Whenever a line below holds the word "components", copy that line.

──────── Source excerpt

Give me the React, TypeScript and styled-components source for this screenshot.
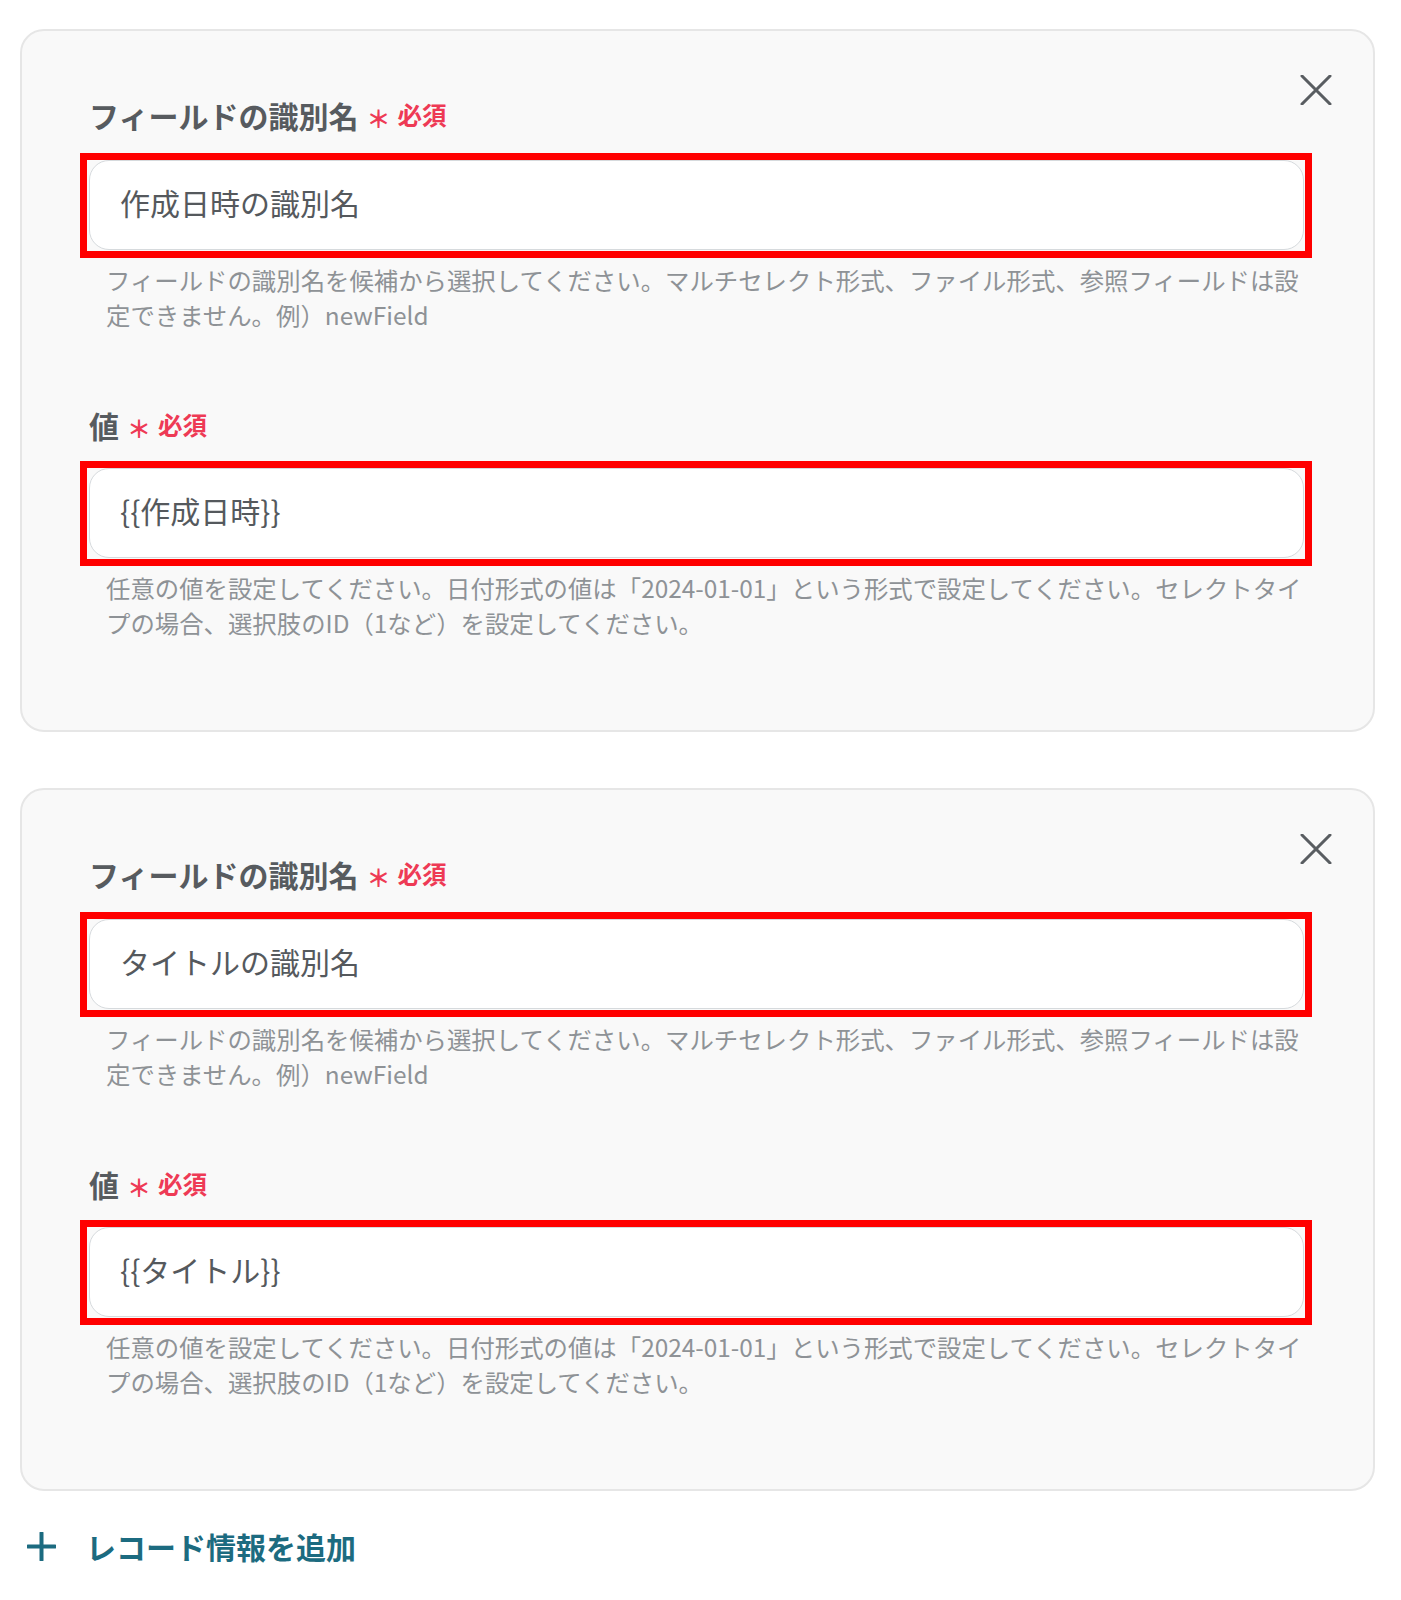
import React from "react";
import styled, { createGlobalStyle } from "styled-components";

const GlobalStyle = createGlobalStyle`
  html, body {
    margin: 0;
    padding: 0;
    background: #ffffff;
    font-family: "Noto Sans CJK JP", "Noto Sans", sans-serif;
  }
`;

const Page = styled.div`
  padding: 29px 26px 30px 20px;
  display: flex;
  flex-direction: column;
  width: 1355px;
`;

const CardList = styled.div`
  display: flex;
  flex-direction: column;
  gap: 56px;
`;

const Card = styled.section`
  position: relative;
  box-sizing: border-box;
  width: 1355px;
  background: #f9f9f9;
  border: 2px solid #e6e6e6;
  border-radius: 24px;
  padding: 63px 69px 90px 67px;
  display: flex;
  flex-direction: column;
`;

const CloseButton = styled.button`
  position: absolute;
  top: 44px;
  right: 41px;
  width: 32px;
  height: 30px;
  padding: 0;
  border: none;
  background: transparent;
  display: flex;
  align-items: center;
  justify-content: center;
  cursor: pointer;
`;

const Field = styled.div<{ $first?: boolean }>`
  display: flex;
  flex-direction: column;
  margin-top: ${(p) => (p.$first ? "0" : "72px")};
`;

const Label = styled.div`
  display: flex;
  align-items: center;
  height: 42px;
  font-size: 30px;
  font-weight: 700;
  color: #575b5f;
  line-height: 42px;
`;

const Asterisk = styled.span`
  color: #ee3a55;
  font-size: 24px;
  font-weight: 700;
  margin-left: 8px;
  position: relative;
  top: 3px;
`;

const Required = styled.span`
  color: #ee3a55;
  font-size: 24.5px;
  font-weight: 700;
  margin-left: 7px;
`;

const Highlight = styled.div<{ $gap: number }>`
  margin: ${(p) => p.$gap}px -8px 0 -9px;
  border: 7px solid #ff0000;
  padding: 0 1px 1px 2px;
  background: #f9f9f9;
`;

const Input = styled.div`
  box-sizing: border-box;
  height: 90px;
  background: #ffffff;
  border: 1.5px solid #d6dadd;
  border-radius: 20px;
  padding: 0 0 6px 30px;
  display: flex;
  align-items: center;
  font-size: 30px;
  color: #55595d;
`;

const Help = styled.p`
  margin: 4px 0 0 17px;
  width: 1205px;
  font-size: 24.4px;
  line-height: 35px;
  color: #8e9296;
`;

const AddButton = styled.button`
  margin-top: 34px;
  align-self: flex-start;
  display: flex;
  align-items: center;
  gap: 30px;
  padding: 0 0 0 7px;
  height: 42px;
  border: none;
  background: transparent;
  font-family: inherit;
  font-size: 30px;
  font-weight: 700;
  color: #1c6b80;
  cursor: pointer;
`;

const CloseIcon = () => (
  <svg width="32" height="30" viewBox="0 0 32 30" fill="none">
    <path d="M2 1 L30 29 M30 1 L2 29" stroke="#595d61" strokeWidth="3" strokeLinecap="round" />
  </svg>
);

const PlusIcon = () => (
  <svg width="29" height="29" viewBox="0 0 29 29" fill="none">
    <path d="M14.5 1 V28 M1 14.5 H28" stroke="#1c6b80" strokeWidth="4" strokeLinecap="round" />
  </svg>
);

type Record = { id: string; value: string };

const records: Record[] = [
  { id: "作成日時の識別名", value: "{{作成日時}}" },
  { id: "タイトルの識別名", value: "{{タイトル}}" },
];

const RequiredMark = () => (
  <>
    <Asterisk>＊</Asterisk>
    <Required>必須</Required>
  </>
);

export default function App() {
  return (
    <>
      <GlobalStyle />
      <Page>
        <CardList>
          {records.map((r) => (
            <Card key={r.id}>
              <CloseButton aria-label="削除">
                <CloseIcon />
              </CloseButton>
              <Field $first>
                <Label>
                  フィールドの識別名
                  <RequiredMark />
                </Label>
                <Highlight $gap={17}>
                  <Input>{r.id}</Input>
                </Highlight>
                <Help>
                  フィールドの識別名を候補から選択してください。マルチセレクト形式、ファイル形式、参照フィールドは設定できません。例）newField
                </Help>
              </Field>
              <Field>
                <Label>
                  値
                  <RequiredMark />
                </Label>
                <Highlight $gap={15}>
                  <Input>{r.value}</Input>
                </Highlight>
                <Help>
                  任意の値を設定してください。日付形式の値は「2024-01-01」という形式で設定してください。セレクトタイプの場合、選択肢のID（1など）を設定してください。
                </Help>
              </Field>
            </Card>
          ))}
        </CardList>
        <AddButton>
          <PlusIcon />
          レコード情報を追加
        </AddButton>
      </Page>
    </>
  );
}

────────────────

*Result*.
Give me the React, TypeScript and styled-components source for this screenshot.
import styled, { createGlobalStyle } from "styled-components";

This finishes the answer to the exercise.